## [Information shown]

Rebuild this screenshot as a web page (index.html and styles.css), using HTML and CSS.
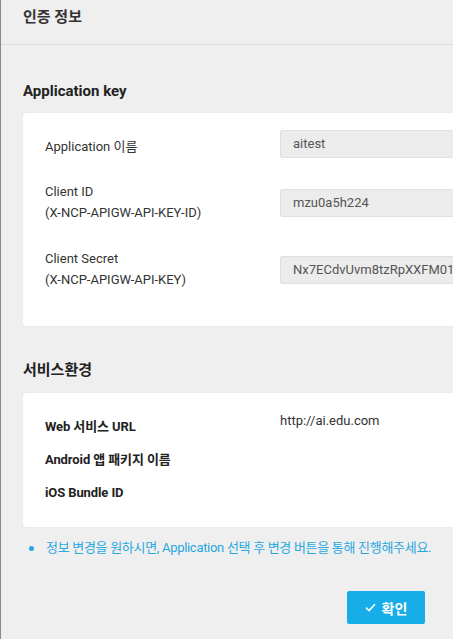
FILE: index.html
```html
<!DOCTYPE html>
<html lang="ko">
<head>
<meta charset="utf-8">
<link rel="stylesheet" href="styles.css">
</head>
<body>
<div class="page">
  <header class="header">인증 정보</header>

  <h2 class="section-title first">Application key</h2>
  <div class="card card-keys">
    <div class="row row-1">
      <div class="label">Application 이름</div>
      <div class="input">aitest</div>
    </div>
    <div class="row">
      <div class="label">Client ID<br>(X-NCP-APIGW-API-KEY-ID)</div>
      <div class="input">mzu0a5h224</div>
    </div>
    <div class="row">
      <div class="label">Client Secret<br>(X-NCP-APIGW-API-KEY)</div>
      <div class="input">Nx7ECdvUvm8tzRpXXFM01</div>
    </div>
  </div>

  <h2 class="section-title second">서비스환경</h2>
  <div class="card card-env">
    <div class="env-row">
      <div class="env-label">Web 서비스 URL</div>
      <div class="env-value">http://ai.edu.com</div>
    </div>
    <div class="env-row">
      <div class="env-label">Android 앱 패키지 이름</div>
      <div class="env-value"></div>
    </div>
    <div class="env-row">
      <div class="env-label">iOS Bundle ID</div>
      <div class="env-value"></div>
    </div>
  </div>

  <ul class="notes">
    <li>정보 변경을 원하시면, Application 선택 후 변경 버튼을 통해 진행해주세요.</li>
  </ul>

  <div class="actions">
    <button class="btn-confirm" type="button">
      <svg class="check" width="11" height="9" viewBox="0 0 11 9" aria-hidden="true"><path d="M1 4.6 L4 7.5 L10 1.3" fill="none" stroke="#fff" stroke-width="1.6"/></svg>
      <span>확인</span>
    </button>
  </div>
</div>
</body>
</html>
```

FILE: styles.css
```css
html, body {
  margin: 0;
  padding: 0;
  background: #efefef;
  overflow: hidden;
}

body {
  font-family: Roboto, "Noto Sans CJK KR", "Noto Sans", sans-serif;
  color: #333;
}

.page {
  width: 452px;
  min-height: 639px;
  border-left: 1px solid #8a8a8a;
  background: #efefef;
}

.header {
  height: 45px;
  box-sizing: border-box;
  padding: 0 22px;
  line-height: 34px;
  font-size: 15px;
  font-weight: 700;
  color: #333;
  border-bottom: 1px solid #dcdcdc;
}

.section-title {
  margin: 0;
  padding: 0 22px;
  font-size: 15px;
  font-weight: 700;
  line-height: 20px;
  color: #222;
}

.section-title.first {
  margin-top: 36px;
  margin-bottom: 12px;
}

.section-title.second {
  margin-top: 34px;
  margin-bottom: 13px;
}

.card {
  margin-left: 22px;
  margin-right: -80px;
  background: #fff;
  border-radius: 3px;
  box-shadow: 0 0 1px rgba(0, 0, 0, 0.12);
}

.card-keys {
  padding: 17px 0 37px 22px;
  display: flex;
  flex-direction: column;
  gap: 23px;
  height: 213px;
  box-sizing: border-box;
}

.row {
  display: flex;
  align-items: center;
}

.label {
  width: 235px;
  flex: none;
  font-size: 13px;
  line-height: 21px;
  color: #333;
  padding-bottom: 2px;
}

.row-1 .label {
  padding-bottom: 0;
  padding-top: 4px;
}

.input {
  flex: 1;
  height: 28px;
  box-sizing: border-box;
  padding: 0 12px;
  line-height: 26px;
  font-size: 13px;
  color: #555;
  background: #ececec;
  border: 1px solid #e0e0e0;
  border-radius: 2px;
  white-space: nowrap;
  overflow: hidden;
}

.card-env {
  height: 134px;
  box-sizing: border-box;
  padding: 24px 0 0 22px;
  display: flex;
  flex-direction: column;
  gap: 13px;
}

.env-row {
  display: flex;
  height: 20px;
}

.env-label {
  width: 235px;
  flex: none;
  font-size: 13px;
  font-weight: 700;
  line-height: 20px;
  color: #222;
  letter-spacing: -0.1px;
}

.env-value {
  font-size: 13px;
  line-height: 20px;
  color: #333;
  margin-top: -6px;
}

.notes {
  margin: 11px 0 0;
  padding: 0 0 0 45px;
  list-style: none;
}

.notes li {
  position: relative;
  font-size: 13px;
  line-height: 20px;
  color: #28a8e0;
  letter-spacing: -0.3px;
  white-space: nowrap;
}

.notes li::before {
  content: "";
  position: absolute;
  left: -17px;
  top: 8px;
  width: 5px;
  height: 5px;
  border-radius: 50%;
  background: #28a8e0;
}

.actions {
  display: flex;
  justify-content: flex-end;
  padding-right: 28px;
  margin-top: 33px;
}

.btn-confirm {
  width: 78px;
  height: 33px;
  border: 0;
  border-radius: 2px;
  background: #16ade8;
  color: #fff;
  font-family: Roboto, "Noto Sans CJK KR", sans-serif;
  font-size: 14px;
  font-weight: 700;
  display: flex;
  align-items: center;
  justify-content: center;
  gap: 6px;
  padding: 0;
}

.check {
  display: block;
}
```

## [Aim of the task]
Omit each picture, then return all of the listing exactly as it stands.

## [Output for this exercise]
Rebuild this screenshot as a web page (index.html and styles.css), using HTML and CSS.
FILE: index.html
```html
<!DOCTYPE html>
<html lang="ko">
<head>
<meta charset="utf-8">
<link rel="stylesheet" href="styles.css">
</head>
<body>
<div class="page">
  <header class="header">인증 정보</header>

  <h2 class="section-title first">Application key</h2>
  <div class="card card-keys">
    <div class="row row-1">
      <div class="label">Application 이름</div>
      <div class="input">aitest</div>
    </div>
    <div class="row">
      <div class="label">Client ID<br>(X-NCP-APIGW-API-KEY-ID)</div>
      <div class="input">mzu0a5h224</div>
    </div>
    <div class="row">
      <div class="label">Client Secret<br>(X-NCP-APIGW-API-KEY)</div>
      <div class="input">Nx7ECdvUvm8tzRpXXFM01</div>
    </div>
  </div>

  <h2 class="section-title second">서비스환경</h2>
  <div class="card card-env">
    <div class="env-row">
      <div class="env-label">Web 서비스 URL</div>
      <div class="env-value">http://ai.edu.com</div>
    </div>
    <div class="env-row">
      <div class="env-label">Android 앱 패키지 이름</div>
      <div class="env-value"></div>
    </div>
    <div class="env-row">
      <div class="env-label">iOS Bundle ID</div>
      <div class="env-value"></div>
    </div>
  </div>

  <ul class="notes">
    <li>정보 변경을 원하시면, Application 선택 후 변경 버튼을 통해 진행해주세요.</li>
  </ul>

  <div class="actions">
    <button class="btn-confirm" type="button">
      <svg class="check" width="11" height="9" viewBox="0 0 11 9" aria-hidden="true"><path d="M1 4.6 L4 7.5 L10 1.3" fill="none" stroke="#fff" stroke-width="1.6"/></svg>
      <span>확인</span>
    </button>
  </div>
</div>
</body>
</html>
```

FILE: styles.css
```css
html, body {
  margin: 0;
  padding: 0;
  background: #efefef;
  overflow: hidden;
}

body {
  font-family: Roboto, "Noto Sans CJK KR", "Noto Sans", sans-serif;
  color: #333;
}

.page {
  width: 452px;
  min-height: 639px;
  border-left: 1px solid #8a8a8a;
  background: #efefef;
}

.header {
  height: 45px;
  box-sizing: border-box;
  padding: 0 22px;
  line-height: 34px;
  font-size: 15px;
  font-weight: 700;
  color: #333;
  border-bottom: 1px solid #dcdcdc;
}

.section-title {
  margin: 0;
  padding: 0 22px;
  font-size: 15px;
  font-weight: 700;
  line-height: 20px;
  color: #222;
}

.section-title.first {
  margin-top: 36px;
  margin-bottom: 12px;
}

.section-title.second {
  margin-top: 34px;
  margin-bottom: 13px;
}

.card {
  margin-left: 22px;
  margin-right: -80px;
  background: #fff;
  border-radius: 3px;
  box-shadow: 0 0 1px rgba(0, 0, 0, 0.12);
}

.card-keys {
  padding: 17px 0 37px 22px;
  display: flex;
  flex-direction: column;
  gap: 23px;
  height: 213px;
  box-sizing: border-box;
}

.row {
  display: flex;
  align-items: center;
}

.label {
  width: 235px;
  flex: none;
  font-size: 13px;
  line-height: 21px;
  color: #333;
  padding-bottom: 2px;
}

.row-1 .label {
  padding-bottom: 0;
  padding-top: 4px;
}

.input {
  flex: 1;
  height: 28px;
  box-sizing: border-box;
  padding: 0 12px;
  line-height: 26px;
  font-size: 13px;
  color: #555;
  background: #ececec;
  border: 1px solid #e0e0e0;
  border-radius: 2px;
  white-space: nowrap;
  overflow: hidden;
}

.card-env {
  height: 134px;
  box-sizing: border-box;
  padding: 24px 0 0 22px;
  display: flex;
  flex-direction: column;
  gap: 13px;
}

.env-row {
  display: flex;
  height: 20px;
}

.env-label {
  width: 235px;
  flex: none;
  font-size: 13px;
  font-weight: 700;
  line-height: 20px;
  color: #222;
  letter-spacing: -0.1px;
}

.env-value {
  font-size: 13px;
  line-height: 20px;
  color: #333;
  margin-top: -6px;
}

.notes {
  margin: 11px 0 0;
  padding: 0 0 0 45px;
  list-style: none;
}

.notes li {
  position: relative;
  font-size: 13px;
  line-height: 20px;
  color: #28a8e0;
  letter-spacing: -0.3px;
  white-space: nowrap;
}

.notes li::before {
  content: "";
  position: absolute;
  left: -17px;
  top: 8px;
  width: 5px;
  height: 5px;
  border-radius: 50%;
  background: #28a8e0;
}

.actions {
  display: flex;
  justify-content: flex-end;
  padding-right: 28px;
  margin-top: 33px;
}

.btn-confirm {
  width: 78px;
  height: 33px;
  border: 0;
  border-radius: 2px;
  background: #16ade8;
  color: #fff;
  font-family: Roboto, "Noto Sans CJK KR", sans-serif;
  font-size: 14px;
  font-weight: 700;
  display: flex;
  align-items: center;
  justify-content: center;
  gap: 6px;
  padding: 0;
}

.check {
  display: block;
}
```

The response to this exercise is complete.